Hoppe und Vorovka unterschieden sich von der tschechischen positivistischen und realistischen Tradition auch durch ihren Akademismus, ihr Fernbleiben vom öffentlichen Leben und ihre im grossen und ganzen konservative politische Haltung. Das hatte auch zur Folge, dass ihre Lehren wenig Beachtung fanden. Gewisse Anregungen hatten beide von dem führenden Physiologen Prof. F. Mareš (geb. 1857) empfangen, der bei Kant Zuflucht suchte um gewissen Fogerungen aus einer mechanistischen Weltanschauung auszuweichen. Ein Angehöriger der älteren Generation, unternahm er auch nach dem Kriege eine Reihe von philosophischen Exkursen, die nicht immer geglückt sind ("Wahrheit im Gefühl", "Die Wahrheit über die Wirklichkeit", 1918).
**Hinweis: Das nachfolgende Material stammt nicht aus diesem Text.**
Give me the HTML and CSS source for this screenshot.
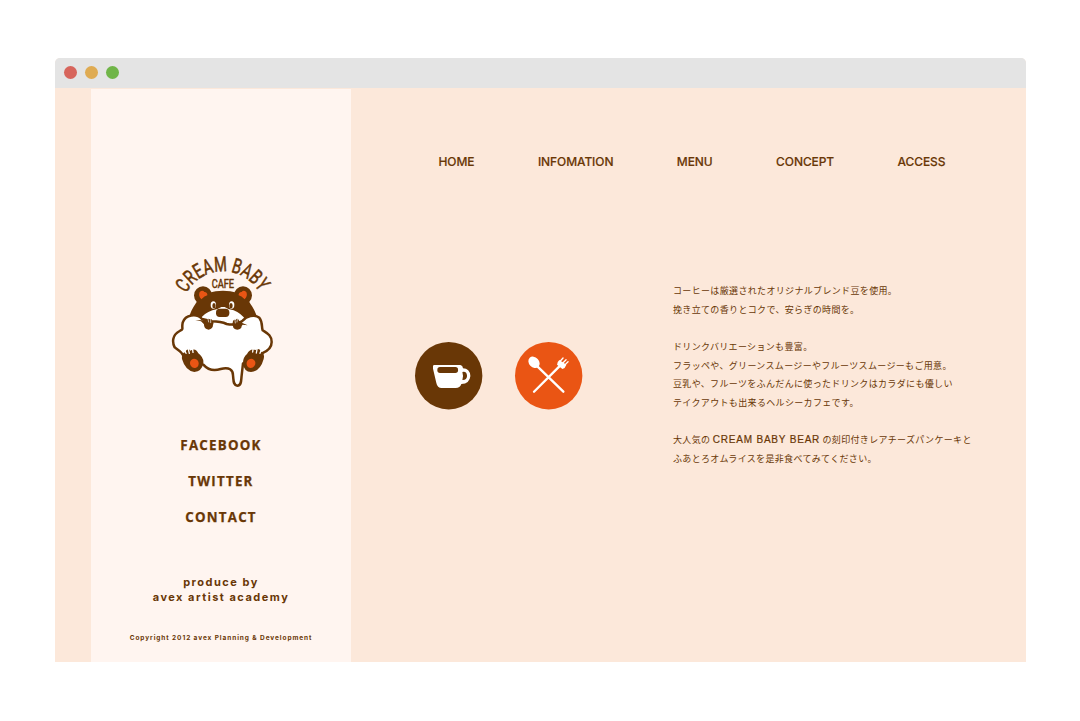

Insbesondere bekämpfte er mit Eifer Krejčís "Psychologie ohne Seele", und es ist sicher seinem Einfluss zuzuschreiben, wenn der Positivismus oft als mechanistische Psychologie angesehen wurde. Es gibt noch anderescharfe Kritiker des Positivismus, von denen manche aber bis jetzt nicht dazu gelangt sind, einen persönlichen positiven Ausdruck für ihre Anschauungen zu finden.
Zu ihnen gehört etwa F. Pelikán (geb. 1885), der gemeinsam mit F. Žakavec Bergsons "Évolution créatrice" übersetzt und ihr eine einleitende Studie beigegeben hat, wie er denn überhaupt als guter Kenner der französischen Philosophie gilt, der sich aber zugleich an Fichte und am Pragmatismus (bes. James und Schiller) inspiriert hat. Im Sinne des Pragmatismus hat er eine sehr knappe Übersicht der formalen Logik geschrieben. Vornehmlich aber betreibt er historische Studien, wozu auch seine umfangrechste Arbeit "Der Fiktionalismus in der modernen Philosophie", insbesondere bei Hume und Kant (1928) gehört, worin er zu beweisen sucht, dass der moderne Skeptizismus seinen Ursprung in der Nichtbeachtung der emotionalen und affektiven Grundlage der menschlichen Persönlichkeit habe. So wendet sich auch Pelikán dem Irrationalismus zu, mit dem im tschechischen Milieu in der Regel die Abkehr vom Positivismus ihren Anfang nimmt.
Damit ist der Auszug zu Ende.